Success in this endeavour could help Wallace in his romantic liaison with Lady Tottingham (the squashed, squinched and amusing voice of Helena Bonham Carter). His rival is a pompous, bunny-hating hunter named Victor Quartermaine (Ralph Fiennes, at his silliest).

There are crazed complications in this quest, of course, and The Curse Of The Were-Rabbit manages to engage us in a relentless adventure from beginning to end.

Cinema fans will have extra fun. Park, a movie junkie, layers in references to a variety of flicks, some in the specific, some in the general genre. The Wolf Man (the 1941 version with Lon Chaney Jr.) and King Kong (the 1933 original) are both specific. Generalities include the Ealing comedies, Sherlock Holmes flicks, some Hitchcock and, of course, all the old Universal horror movies.

Youngsters who do not know these references need not worry. Like sensational Chicken Run -- a 2000 claymation version of The Great Escape made by the same team at Aardman -- it works just as well all on its own.

Playing with plasticine turns out to be a work of art, if the goop falls into the right hands.

BOTTOM LINE: Equally engaging for both parents and their offspring of all ages, this claymation animated movie, which features claymation superstars Wallace & Gromit, is unabashed fun for the whole family.

Cheesy fun facts

We just love Wallace & Gromit. How could you not?

After all, these claymation critters have their own official cheese, an English specialty called Wallace & Gromit Wensleydale. We hear it is selling like crazy.

With that in mind, we offer more fun facts about the two most famous characters ever fashioned out of plasticine.

* In their 1989 debut short, A Grand Day Out, Wallace built a wallpapered rocket ship to travel to the moon just to sample the cheese. The first moon cheese he tastes proves elusive in flavour. Wallace speculates on Wensleydale, then Stilton, then: "It's like no other cheese I've ever tasted."

* In The Curse Of The Were-Rabbit, books in Wallace's library include East Of Edam and Fromage To Eternity. Gromit also reads. In The Wrong Trousers, he eats "Korn Flakes" while perusing The Republic, by Pluto (not Plato).

* The Latin motto for Tottingham Manor -- where Helena Bonham Carter's Lady Tottingham lives in Were-Rabbit -- is said to translate to: "Manure Liberates Us All," although it was intended as: "Free Manure For Everyone."

* Gromit enjoys knitting when not saving Wallace from a crisis. We can only assume he makes sweaters Wallace wears.

* Wallace and Gromit both read newspapers. Headlines are often absurdly funny. In Wrong Trousers, one reads, "Moon Cheese Shares Soar!," a reference to A Grand Day Out.

* To develop a sound for the bunny-loving, eco-toff gardener Lady Tottingham, Bonham Carter had her lover -- filmmaker Tim Burton -- ship over a collection of fake teeth from his Planet Of The Apes re-make.
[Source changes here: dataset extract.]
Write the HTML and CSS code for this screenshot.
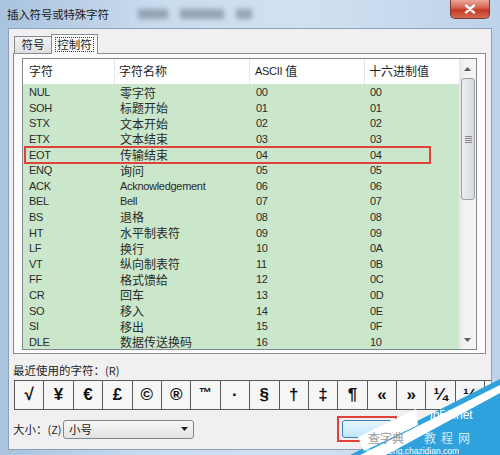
FILE: index.html
```html
<!DOCTYPE html>
<html lang="zh-CN">
<head>
<meta charset="utf-8">
<title>插入符号或特殊字符</title>
<link rel="stylesheet" href="styles.css">
</head>
<body>
<div class="window">
  <div class="titlebar">
    <span class="title">插入符号或特殊字符</span>
    <span class="smudge s1"></span>
    <span class="smudge s2"></span>
    <span class="smudge s3"></span>
    <div class="close">
      <svg width="14" height="10" viewBox="0 0 14 10"><path d="M3 1.5 L11 8.5 M11 1.5 L3 8.5" stroke="#fff" stroke-width="2.4" stroke-linecap="round"/></svg>
    </div>
  </div>
  <div class="client">
    <div class="tabs">
      <div class="tab">符号</div>
      <div class="tab active"><span class="focus">控制符</span></div>
    </div>
    <div class="panel">
      <div class="list">
        <div class="table">
          <div class="row head">
            <div class="c c1">字符</div>
            <div class="c c2">字符名称</div>
            <div class="c c3"><span class="lat">ASCII</span> 值</div>
            <div class="c c4">十六进制值</div>
          </div>
          <div class="rows">
            <div class="row"><div class="c c1 lat">NUL</div><div class="c c2">零字符</div><div class="c c3 lat">00</div><div class="c c4 lat">00</div></div>
            <div class="row"><div class="c c1 lat">SOH</div><div class="c c2">标题开始</div><div class="c c3 lat">01</div><div class="c c4 lat">01</div></div>
            <div class="row"><div class="c c1 lat">STX</div><div class="c c2">文本开始</div><div class="c c3 lat">02</div><div class="c c4 lat">02</div></div>
            <div class="row"><div class="c c1 lat">ETX</div><div class="c c2">文本结束</div><div class="c c3 lat">03</div><div class="c c4 lat">03</div></div>
            <div class="row"><div class="c c1 lat">EOT</div><div class="c c2">传输结束</div><div class="c c3 lat">04</div><div class="c c4 lat">04</div></div>
            <div class="row"><div class="c c1 lat">ENQ</div><div class="c c2">询问</div><div class="c c3 lat">05</div><div class="c c4 lat">05</div></div>
            <div class="row"><div class="c c1 lat">ACK</div><div class="c c2 lat">Acknowledgement</div><div class="c c3 lat">06</div><div class="c c4 lat">06</div></div>
            <div class="row"><div class="c c1 lat">BEL</div><div class="c c2 lat">Bell</div><div class="c c3 lat">07</div><div class="c c4 lat">07</div></div>
            <div class="row"><div class="c c1 lat">BS</div><div class="c c2">退格</div><div class="c c3 lat">08</div><div class="c c4 lat">08</div></div>
            <div class="row"><div class="c c1 lat">HT</div><div class="c c2">水平制表符</div><div class="c c3 lat">09</div><div class="c c4 lat">09</div></div>
            <div class="row"><div class="c c1 lat">LF</div><div class="c c2">换行</div><div class="c c3 lat">10</div><div class="c c4 lat">0A</div></div>
            <div class="row"><div class="c c1 lat">VT</div><div class="c c2">纵向制表符</div><div class="c c3 lat">11</div><div class="c c4 lat">0B</div></div>
            <div class="row"><div class="c c1 lat">FF</div><div class="c c2">格式馈给</div><div class="c c3 lat">12</div><div class="c c4 lat">0C</div></div>
            <div class="row"><div class="c c1 lat">CR</div><div class="c c2">回车</div><div class="c c3 lat">13</div><div class="c c4 lat">0D</div></div>
            <div class="row"><div class="c c1 lat">SO</div><div class="c c2">移入</div><div class="c c3 lat">14</div><div class="c c4 lat">0E</div></div>
            <div class="row"><div class="c c1 lat">SI</div><div class="c c2">移出</div><div class="c c3 lat">15</div><div class="c c4 lat">0F</div></div>
            <div class="row"><div class="c c1 lat">DLE</div><div class="c c2">数据传送换码</div><div class="c c3 lat">16</div><div class="c c4 lat">10</div></div>
          </div>
        </div>
        <div class="scrollbar">
          <div class="arrow up">
            <svg width="7" height="4" viewBox="0 0 7 4"><path d="M0 4 L3.5 0 L7 4 Z" fill="#5c5c5c"/></svg>
          </div>
          <div class="track">
            <div class="thumb"><span class="grip"></span></div>
          </div>
          <div class="arrow down">
            <svg width="7" height="4" viewBox="0 0 7 4"><path d="M0 0 L3.5 4 L7 0 Z" fill="#5c5c5c"/></svg>
          </div>
        </div>
        <div class="redbox"></div>
      </div>
    </div>
    <div class="recent-label">最近使用的字符：<span class="key">(R)</span></div>
    <div class="recent">
      <div class="cell">√</div>
      <div class="cell">¥</div>
      <div class="cell">€</div>
      <div class="cell">£</div>
      <div class="cell">©</div>
      <div class="cell">®</div>
      <div class="cell tm">™</div>
      <div class="cell">·</div>
      <div class="cell">§</div>
      <div class="cell">†</div>
      <div class="cell">‡</div>
      <div class="cell">¶</div>
      <div class="cell">«</div>
      <div class="cell">»</div>
      <div class="cell">¼</div>
      <div class="cell">½</div>
      <div class="cell"></div>
    </div>
    <div class="bottom">
      <span class="size-label">大小：<span class="key">(Z)</span></span>
      <div class="select">
        <span>小号</span>
        <svg width="7" height="4" viewBox="0 0 7 4"><path d="M0 0 L3.5 4 L7 0 Z" fill="#222"/></svg>
      </div>
      <div class="btn-mark"><div class="btn"></div></div>
    </div>
  </div>
  <svg class="watermark" width="150" height="80" viewBox="0 0 150 80">
    <polygon points="0,80 150,4 150,80" fill="#2fa2de"/>
    <polygon points="10,80 150,10 150,18 36,80" fill="#ffffff"/>
    <polygon points="8,62 66,34 68,50 14,76" fill="#ffffff"/>
    <text x="80" y="44" fill="#ffffff" font-family="Liberation Sans, sans-serif" font-size="12">jb51.net</text>
    <text x="18" y="68" fill="#9a9a9a" font-family="Noto Sans CJK SC, sans-serif" font-size="12">查字典</text>
    <text x="74" y="68" fill="#d4eaf7" font-family="Noto Sans CJK SC, sans-serif" font-size="12" letter-spacing="5">教程网</text>
    <text x="16" y="79" fill="#ffffff" font-family="Liberation Sans, sans-serif" font-size="8.5">jiaocheng.chazidian.com</text>
  </svg>
</div>
</body>
</html>
```
FILE: styles.css
```css
* { box-sizing: border-box; }
html, body { margin: 0; padding: 0; }
body {
  width: 500px;
  height: 455px;
  overflow: hidden;
  font-family: "Noto Sans CJK SC", "Liberation Sans", sans-serif;
  font-size: 12px;
  color: #222;
}
.window {
  position: relative;
  width: 500px;
  height: 455px;
  background: linear-gradient(90deg, #a9c3de 0%, #c9dbee 30%, #d2e1f1 60%, #bcd3ea 100%);
  display: flex;
  flex-direction: column;
}
.titlebar {
  position: relative;
  height: 28px;
  flex: none;
  display: flex;
  align-items: center;
  padding-left: 7px;
}
.title {
  font-size: 11.5px;
  color: #1a1a1a;
  letter-spacing: -0.2px;
}
.smudge {
  position: absolute;
  top: 9px;
  height: 10px;
  background: #7d8b99;
  filter: blur(2.5px);
  opacity: 0.7;
}
.s1 { left: 138px; width: 30px; }
.s2 { left: 180px; width: 44px; }
.s3 { left: 236px; width: 16px; }
.close {
  position: absolute;
  right: 10px;
  top: 0;
  width: 40px;
  height: 19px;
  border: 1px solid #7a3a33;
  border-top: none;
  border-radius: 0 0 5px 5px;
  background: linear-gradient(180deg, #e9a79a 0%, #d4604e 45%, #c23a25 55%, #d76b53 100%);
  display: flex;
  align-items: center;
  justify-content: center;
}
.client {
  margin: 0 8px;
  height: 422px;
  background: #f0f0f0;
  border: 1px solid #8c9fb6;
  padding: 4px 0 0 4px;
  display: flex;
  flex-direction: column;
}
.tabs {
  display: flex;
  align-items: flex-end;
  height: 20px;
  padding-left: 1px;
}
.tab {
  height: 17px;
  width: 38px;
  border: 1px solid #898c95;
  border-bottom: none;
  background: linear-gradient(180deg, #f2f2f2, #dedede);
  display: flex;
  align-items: center;
  justify-content: center;
  font-size: 11.5px;
  line-height: 1;
  color: #222;
}
.tab.active {
  height: 20px;
  width: 47px;
  background: #fcfcfc;
  margin-left: -1px;
  position: relative;
  top: 1px;
  z-index: 2;
}
.focus {
  border: 1px dotted #333;
  padding: 0 1px;
  line-height: 13px;
}
.panel {
  width: 473px;
  height: 301px;
  border: 1px solid #898c95;
  background: #fcfcfc;
  padding: 4px 7px 3px 8px;
}
.list {
  position: relative;
  width: 455px;
  height: 292px;
  border: 1px solid #828790;
  background: #fff;
  display: flex;
}
.table {
  width: 436px;
  display: flex;
  flex-direction: column;
}
.row {
  display: flex;
  height: 15.6px;
  align-items: center;
}
.row.head {
  height: 25px;
  background: #fff;
  color: #1e1e1e;
}
.rows {
  background: #cbe7cb;
  color: #2a2a2a;
  flex: 1;
}
.rows .row { padding-top: 2px; }
.c {
  padding-left: 6px;
  white-space: nowrap;
  line-height: 1;
  height: 100%;
  display: flex;
  align-items: center;
}
.c1 { width: 92px; }
.c2 { width: 135px; padding-left: 5px; }
.c3 { width: 115px; }
.c4 { width: 94px; padding-left: 5px; }
.head .c1, .head .c2, .head .c3 { border-right: 1px solid #e4e6ea; }
.head .c2 { padding-left: 4px; }
.head .c3 { padding-left: 5px; }
.head .c4 { padding-left: 4px; }
.lat {
  font-family: "Liberation Sans", sans-serif;
  font-size: 11px;
  letter-spacing: -0.3px;
}
.head .lat { margin-right: 3px; }
.scrollbar {
  width: 17px;
  background: linear-gradient(90deg, #e6e6e6, #f4f4f4 40%, #f4f4f4);
  display: flex;
  flex-direction: column;
}
.arrow {
  height: 18px;
  display: flex;
  align-items: center;
  justify-content: center;
}
.arrow.up { padding-top: 2px; }
.track {
  flex: 1;
  padding: 1px 1px 0 2px;
}
.thumb {
  height: 122px;
  border: 1px solid #9ca0a6;
  border-radius: 3px;
  background: linear-gradient(90deg, #ededed, #e2e3e5 50%, #d6d8db);
  display: flex;
  align-items: center;
  justify-content: center;
}
.grip {
  width: 7px;
  height: 7px;
  background: repeating-linear-gradient(180deg, #8a8a8a 0 1px, transparent 1px 2px);
}
.redbox {
  position: absolute;
  left: 1px;
  top: 87px;
  width: 407px;
  height: 18px;
  border: 2px solid #e2403a;
}
.recent-label {
  margin-top: 9px;
  height: 14px;
  line-height: 14px;
  font-size: 11.5px;
  color: #1e1e1e;
}
.key {
  font-size: 11px;
}
.recent {
  margin-top: 3px;
  margin-left: 1px;
  height: 30px;
  display: flex;
  overflow: hidden;
  border-top: 1px solid #5b5b5b;
  border-bottom: 1px solid #5b5b5b;
  border-left: 1px solid #5b5b5b;
}
.cell {
  flex: none;
  width: 29.4px;
  height: 28px;
  border-right: 1px solid #5b5b5b;
  background: #f6f6f6;
  display: flex;
  align-items: center;
  justify-content: center;
  font-family: "Liberation Sans", sans-serif;
  font-size: 17px;
  font-weight: bold;
  color: #111;
}
.cell.tm { font-size: 13px; align-items: flex-start; padding-top: 4px; }
.bottom {
  margin-top: 9px;
  display: flex;
  align-items: center;
  height: 20px;
}
.size-label {
  font-size: 11.5px;
  color: #1e1e1e;
  width: 50px;
}
.select {
  width: 131px;
  height: 19px;
  border: 1px solid #7e8693;
  border-radius: 3px;
  background: linear-gradient(180deg, #f6f6f6, #e3e3e3);
  display: flex;
  align-items: center;
  justify-content: space-between;
  padding: 0 5px 0 5px;
  font-size: 11.5px;
}
.btn-mark {
  margin-left: 143px;
  width: 60px;
  height: 26px;
  border: 2px solid #e2403a;
  padding: 2px 3px;
}
.btn {
  height: 100%;
  border: 1px solid #3c7fb1;
  border-radius: 3px;
  background: linear-gradient(180deg, #eaf6fd, #bee6fd);
}
.watermark {
  position: absolute;
  right: 0;
  bottom: 0;
}
```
She inserted them to "find the voice" and assume a manner. Then she took them out to actually record the dialogue you hear in Were-Rabbit.

* Movie freak Wallace & Gromit creator Nick Park likes to refer to classics. Posters seen around town in Were-Rabbit include Carrot On A Hot Tin Roof and Spartichoke.

* The Anti-Pesto vehicle Wallace drives in Were-Rabbit is an A35 Austin Van with functioning suspension, lights, etc. Various scale models of the A35 each cost more than an original van did in the 1960s (and Park owns one). The movie van is in Preston Green, a tribute to Park's home town.

* Wallace & Gromit rarely do endorsements. Says Park: "We've had leaner times (at Aardman Animations) where we've been kind of forced to go commercial with them because we needed the money. But we've had to choose the subject so they're not seen everywhere on everything. In Britain, they've just advertised cheese and crackers."